__Requirements__
Restate the material word for word and leave out anything that is a picture.

__Material__
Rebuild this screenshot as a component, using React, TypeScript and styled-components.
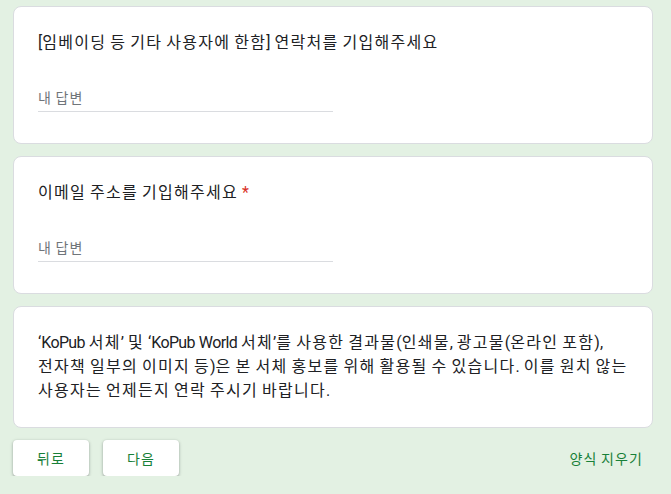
import { Fragment } from "react";
import styled, { createGlobalStyle } from "styled-components";

const GlobalStyle = createGlobalStyle`
  html, body {
    margin: 0;
    padding: 0;
    background-color: #e3f1e3;
  }
  body {
    font-family: Roboto, "Noto Sans CJK KR", Arial, sans-serif;
    color: #202124;
  }
`;

// the reference renders hangul a little wider and latin a little narrower
// than the installed fonts do, so the runs get their own tracking
const Spaced = ({ text }: { text: string }) => {
  const runs = text.match(/[\uac00-\ud7a3]+|[A-Za-z]+|[^\uac00-\ud7a3A-Za-z]+/g) ?? [];
  return (
    <>
      {runs.map((run, i) => {
        if (/[\uac00-\ud7a3]/.test(run)) return <Hangul key={i}>{run}</Hangul>;
        if (/[A-Za-z]/.test(run)) return <Latin key={i}>{run}</Latin>;
        return <Fragment key={i}>{run}</Fragment>;
      })}
    </>
  );
};

type QuestionProps = {
  title: string;
  required?: boolean;
};

const Question = ({ title, required }: QuestionProps) => (
  <Card>
    <QuestionTitle>
      <Spaced text={title} />
      {required && <Required>*</Required>}
    </QuestionTitle>
    <AnswerField>
      <AnswerPlaceholder>
        <Spaced text="내 답변" />
      </AnswerPlaceholder>
    </AnswerField>
  </Card>
);

const descriptionLines = [
  "‘KoPub 서체’ 및 ‘KoPub World 서체’를 사용한 결과물(인쇄물, 광고물(온라인 포함),",
  "전자책 일부의 이미지 등)은 본 서체 홍보를 위해 활용될 수 있습니다. 이를 원치 않는",
  "사용자는 언제든지 연락 주시기 바랍니다.",
];

const App = () => {
  return (
    <>
      <GlobalStyle />
      <Page>
        <Question title="[임베이딩 등 기타 사용자에 한함] 연락처를 기입해주세요" />
        <Question title="이메일 주소를 기입해주세요" required />
        <Card>
          <Description>
            {descriptionLines.map((line) => (
              <DescriptionLine key={line}>
                <Spaced text={line} />
              </DescriptionLine>
            ))}
          </Description>
        </Card>
        <Navigation>
          <NavButtons>
            <NavButton>
              <Spaced text="뒤로" />
            </NavButton>
            <NavButton>
              <Spaced text="다음" />
            </NavButton>
          </NavButtons>
          <ClearButton>
            <Spaced text="양식 지우기" />
          </ClearButton>
        </Navigation>
      </Page>
    </>
  );
};

const Hangul = styled.span`
  letter-spacing: 0.08em;
`;

const Latin = styled.span`
  letter-spacing: -0.04em;
`;

const Page = styled.main`
  width: 640px;
  padding: 6px 0 0 13px;
  display: flex;
  flex-direction: column;
  gap: 12px;
`;

const Card = styled.section`
  background-color: #fff;
  border: 1px solid #dadce0;
  border-radius: 8px;
  padding: 24px;
  box-sizing: border-box;
`;

const QuestionTitle = styled.div`
  height: 24px;
  font-size: 16px;
  line-height: 24px;
  color: #202124;
  white-space: nowrap;
`;

const Required = styled.span`
  color: #d93025;
  padding-left: 4px;
`;

const AnswerField = styled.div`
  width: 50%;
  height: 26px;
  margin: 30px 0 7px;
  border-bottom: 1px solid #dadce0;
  display: flex;
  align-items: center;
`;

const AnswerPlaceholder = styled.span`
  font-size: 14px;
  line-height: 20px;
  color: #70757a;
`;

const Description = styled.div`
  font-size: 16px;
  color: #202124;
`;

const DescriptionLine = styled.div`
  height: 24px;
  line-height: 24px;
  white-space: nowrap;
`;

const Navigation = styled.div`
  display: flex;
  align-items: center;
  justify-content: space-between;
`;

const NavButtons = styled.div`
  display: flex;
  gap: 14px;
`;

const NavButton = styled.button`
  height: 36px;
  padding: 0 24px;
  border: none;
  border-radius: 4px;
  background-color: #fff;
  color: #188038;
  font-family: inherit;
  font-size: 14px;
  font-weight: 400;
  box-shadow: 0 1px 2px 0 rgba(60, 64, 67, 0.3),
    0 1px 3px 1px rgba(60, 64, 67, 0.15);
  cursor: pointer;
`;

const ClearButton = styled.button`
  height: 36px;
  padding: 0 10px;
  border: none;
  background: transparent;
  color: #188038;
  font-family: inherit;
  font-size: 14px;
  font-weight: 400;
  cursor: pointer;
`;

export default App;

__Worked solution__
Rebuild this screenshot as a component, using React, TypeScript and styled-components.
import { Fragment } from "react";
import styled, { createGlobalStyle } from "styled-components";

const GlobalStyle = createGlobalStyle`
  html, body {
    margin: 0;
    padding: 0;
    background-color: #e3f1e3;
  }
  body {
    font-family: Roboto, "Noto Sans CJK KR", Arial, sans-serif;
    color: #202124;
  }
`;

// the reference renders hangul a little wider and latin a little narrower
// than the installed fonts do, so the runs get their own tracking
const Spaced = ({ text }: { text: string }) => {
  const runs = text.match(/[\uac00-\ud7a3]+|[A-Za-z]+|[^\uac00-\ud7a3A-Za-z]+/g) ?? [];
  return (
    <>
      {runs.map((run, i) => {
        if (/[\uac00-\ud7a3]/.test(run)) return <Hangul key={i}>{run}</Hangul>;
        if (/[A-Za-z]/.test(run)) return <Latin key={i}>{run}</Latin>;
        return <Fragment key={i}>{run}</Fragment>;
      })}
    </>
  );
};

type QuestionProps = {
  title: string;
  required?: boolean;
};

const Question = ({ title, required }: QuestionProps) => (
  <Card>
    <QuestionTitle>
      <Spaced text={title} />
      {required && <Required>*</Required>}
    </QuestionTitle>
    <AnswerField>
      <AnswerPlaceholder>
        <Spaced text="내 답변" />
      </AnswerPlaceholder>
    </AnswerField>
  </Card>
);

const descriptionLines = [
  "‘KoPub 서체’ 및 ‘KoPub World 서체’를 사용한 결과물(인쇄물, 광고물(온라인 포함),",
  "전자책 일부의 이미지 등)은 본 서체 홍보를 위해 활용될 수 있습니다. 이를 원치 않는",
  "사용자는 언제든지 연락 주시기 바랍니다.",
];

const App = () => {
  return (
    <>
      <GlobalStyle />
      <Page>
        <Question title="[임베이딩 등 기타 사용자에 한함] 연락처를 기입해주세요" />
        <Question title="이메일 주소를 기입해주세요" required />
        <Card>
          <Description>
            {descriptionLines.map((line) => (
              <DescriptionLine key={line}>
                <Spaced text={line} />
              </DescriptionLine>
            ))}
          </Description>
        </Card>
        <Navigation>
          <NavButtons>
            <NavButton>
              <Spaced text="뒤로" />
            </NavButton>
            <NavButton>
              <Spaced text="다음" />
            </NavButton>
          </NavButtons>
          <ClearButton>
            <Spaced text="양식 지우기" />
          </ClearButton>
        </Navigation>
      </Page>
    </>
  );
};

const Hangul = styled.span`
  letter-spacing: 0.08em;
`;

const Latin = styled.span`
  letter-spacing: -0.04em;
`;

const Page = styled.main`
  width: 640px;
  padding: 6px 0 0 13px;
  display: flex;
  flex-direction: column;
  gap: 12px;
`;

const Card = styled.section`
  background-color: #fff;
  border: 1px solid #dadce0;
  border-radius: 8px;
  padding: 24px;
  box-sizing: border-box;
`;

const QuestionTitle = styled.div`
  height: 24px;
  font-size: 16px;
  line-height: 24px;
  color: #202124;
  white-space: nowrap;
`;

const Required = styled.span`
  color: #d93025;
  padding-left: 4px;
`;

const AnswerField = styled.div`
  width: 50%;
  height: 26px;
  margin: 30px 0 7px;
  border-bottom: 1px solid #dadce0;
  display: flex;
  align-items: center;
`;

const AnswerPlaceholder = styled.span`
  font-size: 14px;
  line-height: 20px;
  color: #70757a;
`;

const Description = styled.div`
  font-size: 16px;
  color: #202124;
`;

const DescriptionLine = styled.div`
  height: 24px;
  line-height: 24px;
  white-space: nowrap;
`;

const Navigation = styled.div`
  display: flex;
  align-items: center;
  justify-content: space-between;
`;

const NavButtons = styled.div`
  display: flex;
  gap: 14px;
`;

const NavButton = styled.button`
  height: 36px;
  padding: 0 24px;
  border: none;
  border-radius: 4px;
  background-color: #fff;
  color: #188038;
  font-family: inherit;
  font-size: 14px;
  font-weight: 400;
  box-shadow: 0 1px 2px 0 rgba(60, 64, 67, 0.3),
    0 1px 3px 1px rgba(60, 64, 67, 0.15);
  cursor: pointer;
`;

const ClearButton = styled.button`
  height: 36px;
  padding: 0 10px;
  border: none;
  background: transparent;
  color: #188038;
  font-family: inherit;
  font-size: 14px;
  font-weight: 400;
  cursor: pointer;
`;

export default App;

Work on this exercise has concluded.